• **Dataset content**
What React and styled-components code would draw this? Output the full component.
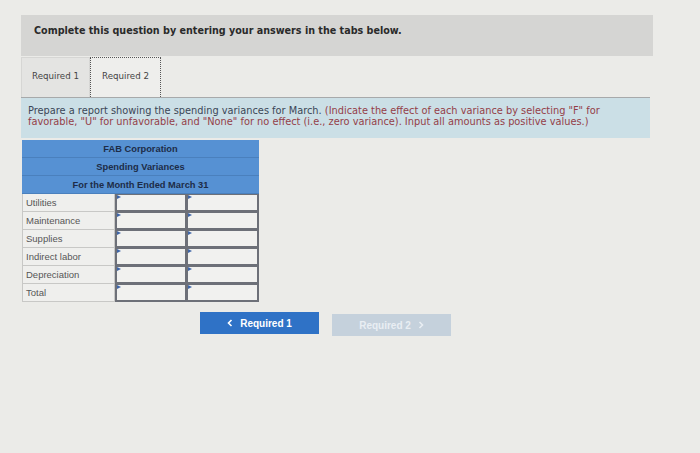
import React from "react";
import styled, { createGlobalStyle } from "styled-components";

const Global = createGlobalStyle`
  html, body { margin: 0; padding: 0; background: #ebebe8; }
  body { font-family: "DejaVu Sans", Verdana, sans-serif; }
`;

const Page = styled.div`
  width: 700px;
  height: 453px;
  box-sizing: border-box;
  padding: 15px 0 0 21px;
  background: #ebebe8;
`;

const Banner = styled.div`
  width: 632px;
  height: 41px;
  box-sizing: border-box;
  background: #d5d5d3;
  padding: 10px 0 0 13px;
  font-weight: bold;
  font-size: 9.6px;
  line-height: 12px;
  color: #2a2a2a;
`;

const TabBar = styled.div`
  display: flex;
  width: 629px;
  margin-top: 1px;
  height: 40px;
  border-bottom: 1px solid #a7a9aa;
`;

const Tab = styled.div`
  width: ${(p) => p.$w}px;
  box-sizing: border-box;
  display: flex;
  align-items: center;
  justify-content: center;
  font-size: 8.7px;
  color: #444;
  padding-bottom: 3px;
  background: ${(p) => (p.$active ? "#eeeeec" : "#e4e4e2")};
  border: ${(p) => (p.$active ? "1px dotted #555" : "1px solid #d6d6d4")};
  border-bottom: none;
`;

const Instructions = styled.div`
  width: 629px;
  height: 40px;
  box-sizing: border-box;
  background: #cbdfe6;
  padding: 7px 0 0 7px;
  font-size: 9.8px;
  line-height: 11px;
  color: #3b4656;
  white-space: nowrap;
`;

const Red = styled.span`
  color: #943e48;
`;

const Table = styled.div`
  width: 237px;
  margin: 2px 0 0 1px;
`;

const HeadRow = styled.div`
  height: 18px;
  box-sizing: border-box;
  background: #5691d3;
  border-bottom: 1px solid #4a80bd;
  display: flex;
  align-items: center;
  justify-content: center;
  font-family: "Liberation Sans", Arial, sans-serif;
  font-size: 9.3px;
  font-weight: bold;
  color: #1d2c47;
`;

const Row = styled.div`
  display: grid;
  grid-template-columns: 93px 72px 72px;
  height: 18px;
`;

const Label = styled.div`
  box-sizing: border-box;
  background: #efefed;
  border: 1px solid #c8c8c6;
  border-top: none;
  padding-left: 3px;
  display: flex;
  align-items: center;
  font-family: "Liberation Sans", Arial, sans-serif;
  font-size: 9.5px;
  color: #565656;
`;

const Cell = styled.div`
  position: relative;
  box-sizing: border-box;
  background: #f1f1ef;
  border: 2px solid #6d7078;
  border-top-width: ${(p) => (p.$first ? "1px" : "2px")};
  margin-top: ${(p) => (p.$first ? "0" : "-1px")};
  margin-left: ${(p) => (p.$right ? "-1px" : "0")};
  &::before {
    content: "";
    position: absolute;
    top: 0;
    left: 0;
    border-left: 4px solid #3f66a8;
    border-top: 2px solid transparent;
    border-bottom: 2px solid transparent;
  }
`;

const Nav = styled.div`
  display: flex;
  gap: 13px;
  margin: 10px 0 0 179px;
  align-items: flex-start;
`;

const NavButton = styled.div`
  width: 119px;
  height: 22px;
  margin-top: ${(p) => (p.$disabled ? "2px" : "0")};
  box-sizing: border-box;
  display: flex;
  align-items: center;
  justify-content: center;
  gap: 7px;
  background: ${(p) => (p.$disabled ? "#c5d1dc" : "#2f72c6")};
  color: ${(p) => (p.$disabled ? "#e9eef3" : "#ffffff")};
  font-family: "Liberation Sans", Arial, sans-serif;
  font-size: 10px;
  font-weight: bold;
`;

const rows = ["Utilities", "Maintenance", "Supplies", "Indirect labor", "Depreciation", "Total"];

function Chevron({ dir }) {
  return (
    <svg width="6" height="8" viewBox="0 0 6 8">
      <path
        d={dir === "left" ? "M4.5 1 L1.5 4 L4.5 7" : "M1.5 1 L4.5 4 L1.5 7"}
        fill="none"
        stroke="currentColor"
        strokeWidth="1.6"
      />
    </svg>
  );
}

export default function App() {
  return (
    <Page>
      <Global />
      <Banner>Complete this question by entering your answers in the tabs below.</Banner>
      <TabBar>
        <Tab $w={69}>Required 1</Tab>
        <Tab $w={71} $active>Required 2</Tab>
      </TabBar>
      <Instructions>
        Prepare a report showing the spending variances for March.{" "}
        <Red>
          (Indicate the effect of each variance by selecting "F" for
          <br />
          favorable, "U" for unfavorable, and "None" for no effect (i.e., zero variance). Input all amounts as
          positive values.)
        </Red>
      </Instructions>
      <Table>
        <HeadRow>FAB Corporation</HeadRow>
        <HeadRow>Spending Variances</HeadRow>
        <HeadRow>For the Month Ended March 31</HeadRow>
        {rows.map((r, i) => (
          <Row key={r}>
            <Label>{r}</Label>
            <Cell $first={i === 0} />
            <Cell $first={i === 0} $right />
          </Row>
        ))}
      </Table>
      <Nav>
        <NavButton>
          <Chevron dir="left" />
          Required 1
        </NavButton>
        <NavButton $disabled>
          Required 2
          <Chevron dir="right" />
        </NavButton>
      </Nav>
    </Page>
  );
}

• **What to work on**
Transcribe the material exactly, keeping every word and none of the pictures.

• **Worked solution**
What React and styled-components code would draw this? Output the full component.
import React from "react";
import styled, { createGlobalStyle } from "styled-components";

const Global = createGlobalStyle`
  html, body { margin: 0; padding: 0; background: #ebebe8; }
  body { font-family: "DejaVu Sans", Verdana, sans-serif; }
`;

const Page = styled.div`
  width: 700px;
  height: 453px;
  box-sizing: border-box;
  padding: 15px 0 0 21px;
  background: #ebebe8;
`;

const Banner = styled.div`
  width: 632px;
  height: 41px;
  box-sizing: border-box;
  background: #d5d5d3;
  padding: 10px 0 0 13px;
  font-weight: bold;
  font-size: 9.6px;
  line-height: 12px;
  color: #2a2a2a;
`;

const TabBar = styled.div`
  display: flex;
  width: 629px;
  margin-top: 1px;
  height: 40px;
  border-bottom: 1px solid #a7a9aa;
`;

const Tab = styled.div`
  width: ${(p) => p.$w}px;
  box-sizing: border-box;
  display: flex;
  align-items: center;
  justify-content: center;
  font-size: 8.7px;
  color: #444;
  padding-bottom: 3px;
  background: ${(p) => (p.$active ? "#eeeeec" : "#e4e4e2")};
  border: ${(p) => (p.$active ? "1px dotted #555" : "1px solid #d6d6d4")};
  border-bottom: none;
`;

const Instructions = styled.div`
  width: 629px;
  height: 40px;
  box-sizing: border-box;
  background: #cbdfe6;
  padding: 7px 0 0 7px;
  font-size: 9.8px;
  line-height: 11px;
  color: #3b4656;
  white-space: nowrap;
`;

const Red = styled.span`
  color: #943e48;
`;

const Table = styled.div`
  width: 237px;
  margin: 2px 0 0 1px;
`;

const HeadRow = styled.div`
  height: 18px;
  box-sizing: border-box;
  background: #5691d3;
  border-bottom: 1px solid #4a80bd;
  display: flex;
  align-items: center;
  justify-content: center;
  font-family: "Liberation Sans", Arial, sans-serif;
  font-size: 9.3px;
  font-weight: bold;
  color: #1d2c47;
`;

const Row = styled.div`
  display: grid;
  grid-template-columns: 93px 72px 72px;
  height: 18px;
`;

const Label = styled.div`
  box-sizing: border-box;
  background: #efefed;
  border: 1px solid #c8c8c6;
  border-top: none;
  padding-left: 3px;
  display: flex;
  align-items: center;
  font-family: "Liberation Sans", Arial, sans-serif;
  font-size: 9.5px;
  color: #565656;
`;

const Cell = styled.div`
  position: relative;
  box-sizing: border-box;
  background: #f1f1ef;
  border: 2px solid #6d7078;
  border-top-width: ${(p) => (p.$first ? "1px" : "2px")};
  margin-top: ${(p) => (p.$first ? "0" : "-1px")};
  margin-left: ${(p) => (p.$right ? "-1px" : "0")};
  &::before {
    content: "";
    position: absolute;
    top: 0;
    left: 0;
    border-left: 4px solid #3f66a8;
    border-top: 2px solid transparent;
    border-bottom: 2px solid transparent;
  }
`;

const Nav = styled.div`
  display: flex;
  gap: 13px;
  margin: 10px 0 0 179px;
  align-items: flex-start;
`;

const NavButton = styled.div`
  width: 119px;
  height: 22px;
  margin-top: ${(p) => (p.$disabled ? "2px" : "0")};
  box-sizing: border-box;
  display: flex;
  align-items: center;
  justify-content: center;
  gap: 7px;
  background: ${(p) => (p.$disabled ? "#c5d1dc" : "#2f72c6")};
  color: ${(p) => (p.$disabled ? "#e9eef3" : "#ffffff")};
  font-family: "Liberation Sans", Arial, sans-serif;
  font-size: 10px;
  font-weight: bold;
`;

const rows = ["Utilities", "Maintenance", "Supplies", "Indirect labor", "Depreciation", "Total"];

function Chevron({ dir }) {
  return (
    <svg width="6" height="8" viewBox="0 0 6 8">
      <path
        d={dir === "left" ? "M4.5 1 L1.5 4 L4.5 7" : "M1.5 1 L4.5 4 L1.5 7"}
        fill="none"
        stroke="currentColor"
        strokeWidth="1.6"
      />
    </svg>
  );
}

export default function App() {
  return (
    <Page>
      <Global />
      <Banner>Complete this question by entering your answers in the tabs below.</Banner>
      <TabBar>
        <Tab $w={69}>Required 1</Tab>
        <Tab $w={71} $active>Required 2</Tab>
      </TabBar>
      <Instructions>
        Prepare a report showing the spending variances for March.{" "}
        <Red>
          (Indicate the effect of each variance by selecting "F" for
          <br />
          favorable, "U" for unfavorable, and "None" for no effect (i.e., zero variance). Input all amounts as
          positive values.)
        </Red>
      </Instructions>
      <Table>
        <HeadRow>FAB Corporation</HeadRow>
        <HeadRow>Spending Variances</HeadRow>
        <HeadRow>For the Month Ended March 31</HeadRow>
        {rows.map((r, i) => (
          <Row key={r}>
            <Label>{r}</Label>
            <Cell $first={i === 0} />
            <Cell $first={i === 0} $right />
          </Row>
        ))}
      </Table>
      <Nav>
        <NavButton>
          <Chevron dir="left" />
          Required 1
        </NavButton>
        <NavButton $disabled>
          Required 2
          <Chevron dir="right" />
        </NavButton>
      </Nav>
    </Page>
  );
}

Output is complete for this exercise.